• Data shown:
--------

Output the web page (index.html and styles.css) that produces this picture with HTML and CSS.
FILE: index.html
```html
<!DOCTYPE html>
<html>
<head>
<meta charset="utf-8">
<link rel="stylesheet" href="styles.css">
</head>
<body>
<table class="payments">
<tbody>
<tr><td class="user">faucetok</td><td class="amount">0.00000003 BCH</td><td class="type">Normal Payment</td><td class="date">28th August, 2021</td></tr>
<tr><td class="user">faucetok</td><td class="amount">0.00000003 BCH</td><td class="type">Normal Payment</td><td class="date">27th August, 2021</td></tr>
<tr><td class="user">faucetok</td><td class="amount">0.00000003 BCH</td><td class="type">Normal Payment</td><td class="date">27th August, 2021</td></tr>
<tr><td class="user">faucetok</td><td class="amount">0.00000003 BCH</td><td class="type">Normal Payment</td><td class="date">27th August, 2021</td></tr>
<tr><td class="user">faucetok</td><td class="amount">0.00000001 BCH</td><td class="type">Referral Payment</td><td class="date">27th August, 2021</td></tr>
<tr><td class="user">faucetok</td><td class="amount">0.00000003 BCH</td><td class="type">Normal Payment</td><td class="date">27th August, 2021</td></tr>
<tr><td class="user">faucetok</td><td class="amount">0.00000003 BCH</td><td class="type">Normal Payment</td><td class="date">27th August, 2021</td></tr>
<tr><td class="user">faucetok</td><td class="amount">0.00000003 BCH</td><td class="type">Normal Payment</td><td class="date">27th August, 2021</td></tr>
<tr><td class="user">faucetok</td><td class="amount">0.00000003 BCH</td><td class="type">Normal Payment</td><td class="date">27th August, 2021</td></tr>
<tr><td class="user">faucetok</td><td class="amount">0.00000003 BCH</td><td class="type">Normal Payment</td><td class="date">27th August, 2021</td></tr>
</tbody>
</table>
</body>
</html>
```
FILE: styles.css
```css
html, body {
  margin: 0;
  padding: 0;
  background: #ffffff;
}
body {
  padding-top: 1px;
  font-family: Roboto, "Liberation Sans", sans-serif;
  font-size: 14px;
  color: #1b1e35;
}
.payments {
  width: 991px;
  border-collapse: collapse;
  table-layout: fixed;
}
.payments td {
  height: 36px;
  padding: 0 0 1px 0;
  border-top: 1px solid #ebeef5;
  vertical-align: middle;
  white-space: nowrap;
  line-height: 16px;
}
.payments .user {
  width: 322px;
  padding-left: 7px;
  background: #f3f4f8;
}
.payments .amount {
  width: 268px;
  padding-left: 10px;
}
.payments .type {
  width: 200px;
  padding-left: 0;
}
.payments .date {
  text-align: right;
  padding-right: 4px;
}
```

--------

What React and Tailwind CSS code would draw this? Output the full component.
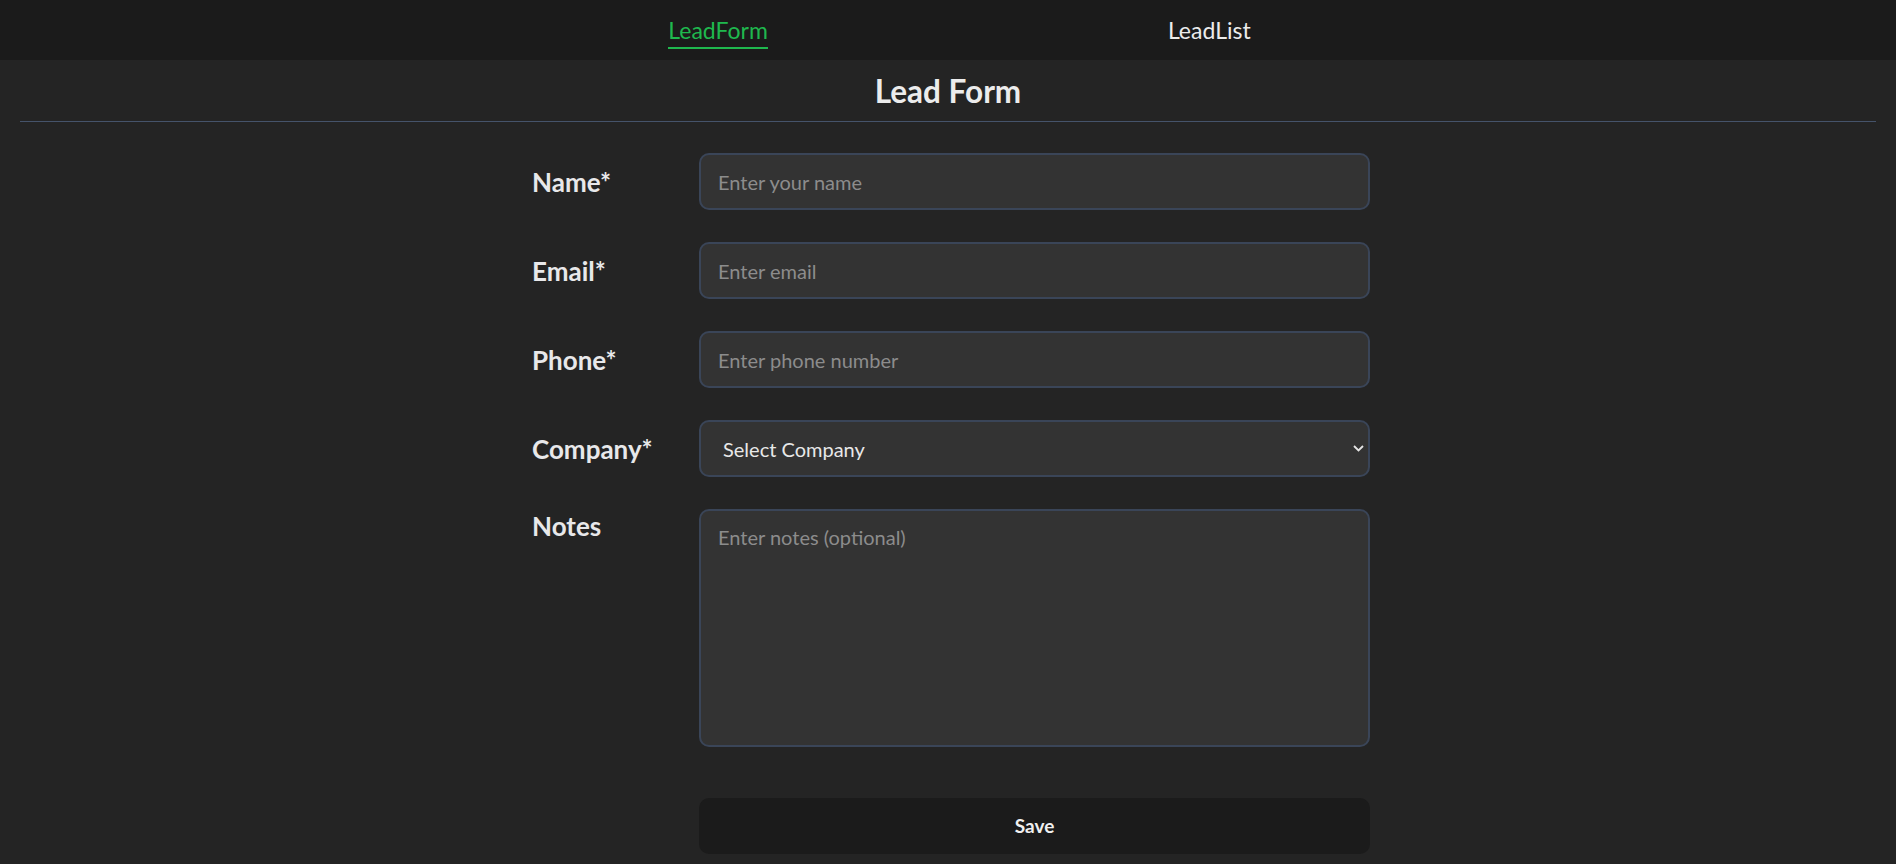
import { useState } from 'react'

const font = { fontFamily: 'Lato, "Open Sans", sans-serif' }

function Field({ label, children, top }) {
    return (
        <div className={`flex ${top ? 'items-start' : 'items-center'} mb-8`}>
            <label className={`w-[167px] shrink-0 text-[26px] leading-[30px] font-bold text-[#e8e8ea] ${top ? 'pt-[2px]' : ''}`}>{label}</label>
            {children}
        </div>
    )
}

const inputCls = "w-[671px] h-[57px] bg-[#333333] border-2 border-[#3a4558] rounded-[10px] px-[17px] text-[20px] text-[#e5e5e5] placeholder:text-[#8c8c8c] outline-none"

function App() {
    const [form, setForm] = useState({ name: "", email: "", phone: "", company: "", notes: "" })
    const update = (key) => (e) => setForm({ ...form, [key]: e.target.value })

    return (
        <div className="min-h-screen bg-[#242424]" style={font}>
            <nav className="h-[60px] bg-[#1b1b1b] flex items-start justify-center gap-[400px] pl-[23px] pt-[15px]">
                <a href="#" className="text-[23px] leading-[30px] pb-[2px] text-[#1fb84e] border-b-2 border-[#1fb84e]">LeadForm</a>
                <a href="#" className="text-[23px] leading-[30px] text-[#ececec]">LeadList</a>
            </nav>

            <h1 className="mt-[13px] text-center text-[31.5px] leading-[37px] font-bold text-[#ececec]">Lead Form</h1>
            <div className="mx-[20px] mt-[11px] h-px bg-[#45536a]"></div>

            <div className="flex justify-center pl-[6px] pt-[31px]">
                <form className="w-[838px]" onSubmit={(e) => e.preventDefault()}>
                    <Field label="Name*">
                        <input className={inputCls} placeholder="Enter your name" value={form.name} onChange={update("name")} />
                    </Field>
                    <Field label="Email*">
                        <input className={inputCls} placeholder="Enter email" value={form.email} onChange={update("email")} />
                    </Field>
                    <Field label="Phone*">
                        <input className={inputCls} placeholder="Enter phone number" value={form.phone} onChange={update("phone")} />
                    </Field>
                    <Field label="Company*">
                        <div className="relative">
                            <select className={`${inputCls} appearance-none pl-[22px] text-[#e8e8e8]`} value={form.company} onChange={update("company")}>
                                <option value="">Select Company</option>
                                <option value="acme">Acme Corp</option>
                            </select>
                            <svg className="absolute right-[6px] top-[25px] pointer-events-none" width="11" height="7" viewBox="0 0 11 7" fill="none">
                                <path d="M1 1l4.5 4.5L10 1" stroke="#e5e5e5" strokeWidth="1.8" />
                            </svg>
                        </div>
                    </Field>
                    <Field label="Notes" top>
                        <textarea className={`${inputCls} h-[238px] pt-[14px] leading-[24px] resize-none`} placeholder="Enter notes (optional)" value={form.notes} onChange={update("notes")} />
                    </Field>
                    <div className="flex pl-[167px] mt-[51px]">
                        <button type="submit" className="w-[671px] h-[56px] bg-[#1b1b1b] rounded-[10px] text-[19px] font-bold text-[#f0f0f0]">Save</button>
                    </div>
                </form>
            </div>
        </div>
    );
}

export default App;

--------

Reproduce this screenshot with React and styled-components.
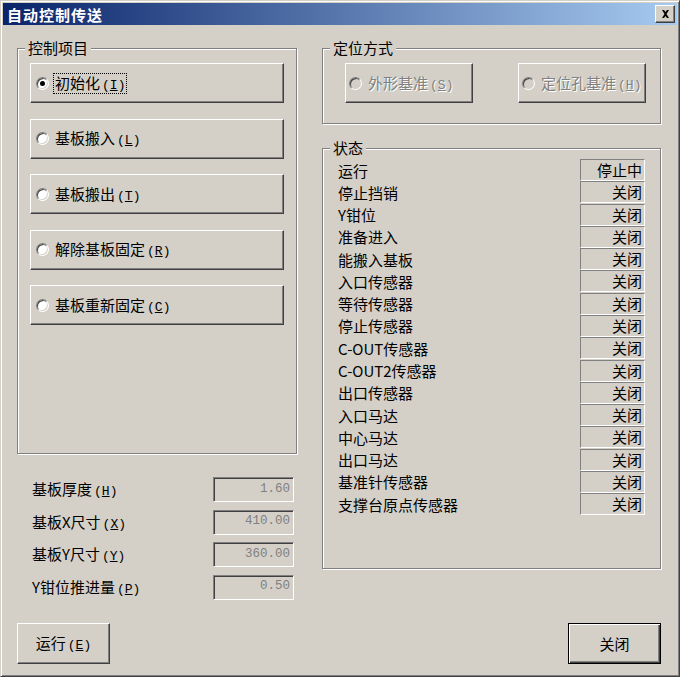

--------

• Request:
The string "index" may appear in lines of the listing above; tally those lines and give the number only.

• Solved problem:
2